- Tongue. Found balled up in an inside-out pant leg while pulling laundry out of the dryer. Slightly felted. No longer fits quite right. Manufacturer discontinued the original model and has no compatible replacement.
- Wrist (right). Found pressed against a former lover’s lips. It would not apologize and refuses to come home. (Former lover claims not to have seen their lips in some years. Suspect.)
- Fingertip callouses. Died of neglect. Potential revival spells in progress, but unable to confirm care and feeding requirements for undead callouses.
- Knees. Found stuck to a hassock in a university chapel. Complications reclaiming bones due to ongoing investigation into potential relic status, despite overwhelming evidence of non-sainthood.
- Heart. Found—just kidding.
- Eardrum. Found stuck to an earbud, crusted with podcasts. Descaled and reattached. Occasional maintenance recommended.
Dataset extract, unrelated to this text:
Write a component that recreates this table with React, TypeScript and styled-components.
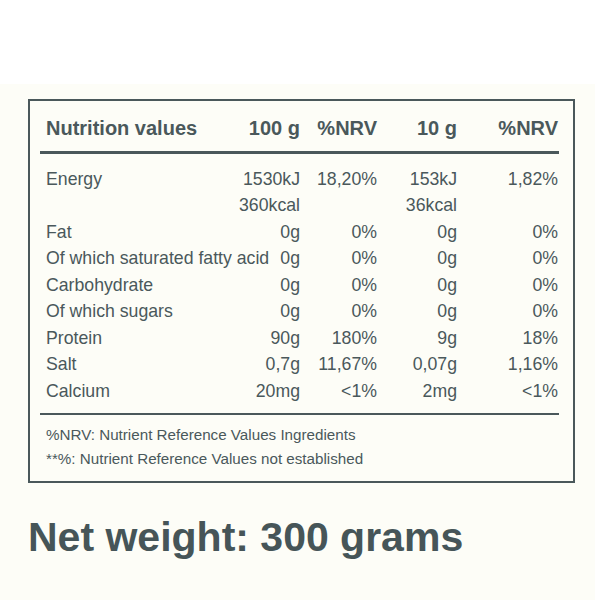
import React from "react";
import styled, { createGlobalStyle } from "styled-components";

const Global = createGlobalStyle`
  html, body { margin: 0; padding: 0; background: #ffffff; }
  body { font-family: "Liberation Sans", Arial, sans-serif; }
`;

const ink = "#4a585b";

const Panel = styled.div`
  margin-top: 84px;
  width: 595px;
  height: 516px;
  background: #fdfdf7;
  padding: 15px 0 0 28px;
  box-sizing: border-box;
`;

const Box = styled.div`
  width: 547px;
  box-sizing: border-box;
  border: 2px solid ${ink};
  padding: 15px 14px 10px 10px;
  color: ${ink};
`;

const Grid = styled.div<{ $head?: boolean }>`
  display: grid;
  grid-template-columns: 198px 62px 77px 80px 101px 1px;
  font-size: ${(p) => (p.$head ? "20px" : "17.7px")};
  font-weight: ${(p) => (p.$head ? 700 : 400)};
  line-height: ${(p) => (p.$head ? "24px" : "26.5px")};
`;

const Label = styled.div`
  padding-left: 6px;
  white-space: nowrap;
`;

const Val = styled.div`
  text-align: right;
  white-space: nowrap;
`;

const Rule = styled.div<{ $thick?: boolean }>`
  height: ${(p) => (p.$thick ? "3px" : "2px")};
  background: ${ink};
  margin: ${(p) => (p.$thick ? "11px 0 11.75px" : "8.75px 0 8px")};
`;

const Note = styled.div`
  padding-left: 6px;
  font-size: 15.2px;
  line-height: 24px;
`;

const Weight = styled.div`
  margin-top: 34px;
  font-size: 41px;
  line-height: 1;
  font-weight: 700;
  color: #465558;
`;

const rows: [string, string, string, string, string][] = [
  ["Energy", "1530kJ\n360kcal", "18,20%", "153kJ\n36kcal", "1,82%"],
  ["Fat", "0g", "0%", "0g", "0%"],
  ["Of which saturated fatty acid", "0g", "0%", "0g", "0%"],
  ["Carbohydrate", "0g", "0%", "0g", "0%"],
  ["Of which sugars", "0g", "0%", "0g", "0%"],
  ["Protein", "90g", "180%", "9g", "18%"],
  ["Salt", "0,7g", "11,67%", "0,07g", "1,16%"],
  ["Calcium", "20mg", "<1%", "2mg", "<1%"],
];

const Multi = ({ text }: { text: string }) => (
  <>
    {text.split("\n").map((t, i) => (
      <div key={i}>{t}</div>
    ))}
  </>
);

export default function App() {
  return (
    <>
      <Global />
      <Panel>
        <Box>
          <Grid $head>
            <Label>Nutrition values</Label>
            <Val>100 g</Val>
            <Val>%NRV</Val>
            <Val>10 g</Val>
            <Val>%NRV</Val>
          </Grid>
          <Rule $thick />
          {rows.map((r) => (
            <Grid key={r[0]}>
              <Label>{r[0]}</Label>
              <Val>
                <Multi text={r[1]} />
              </Val>
              <Val>{r[2]}</Val>
              <Val>
                <Multi text={r[3]} />
              </Val>
              <Val>{r[4]}</Val>
            </Grid>
          ))}
          <Rule />
          <Note>%NRV: Nutrient Reference Values Ingredients</Note>
          <Note>**%: Nutrient Reference Values not established</Note>
        </Box>
        <Weight>Net weight: 300 grams</Weight>
      </Panel>
    </>
  );
}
- Elbow (left). Peeled off an invisible smear of maple syrup on the dining table. Unable to find suitable grafts for replacement skin; permanent coating of syrup medically necessary to prevent infection.
- Hip (left or right, undetermined). Found under a table at the end of a night out dancing. Affectionately belligerent. Declared enduring love for seven individuals of varying familiarity, passed out in the taxi on the way home.
- Pineal gland. Found terrified amid philosophical controversy. Joyfully resumed duties of regulating circadian rhythms.
- Toe. Found in someone else’s bed. Now exists as a running cautionary joke and treasured memory.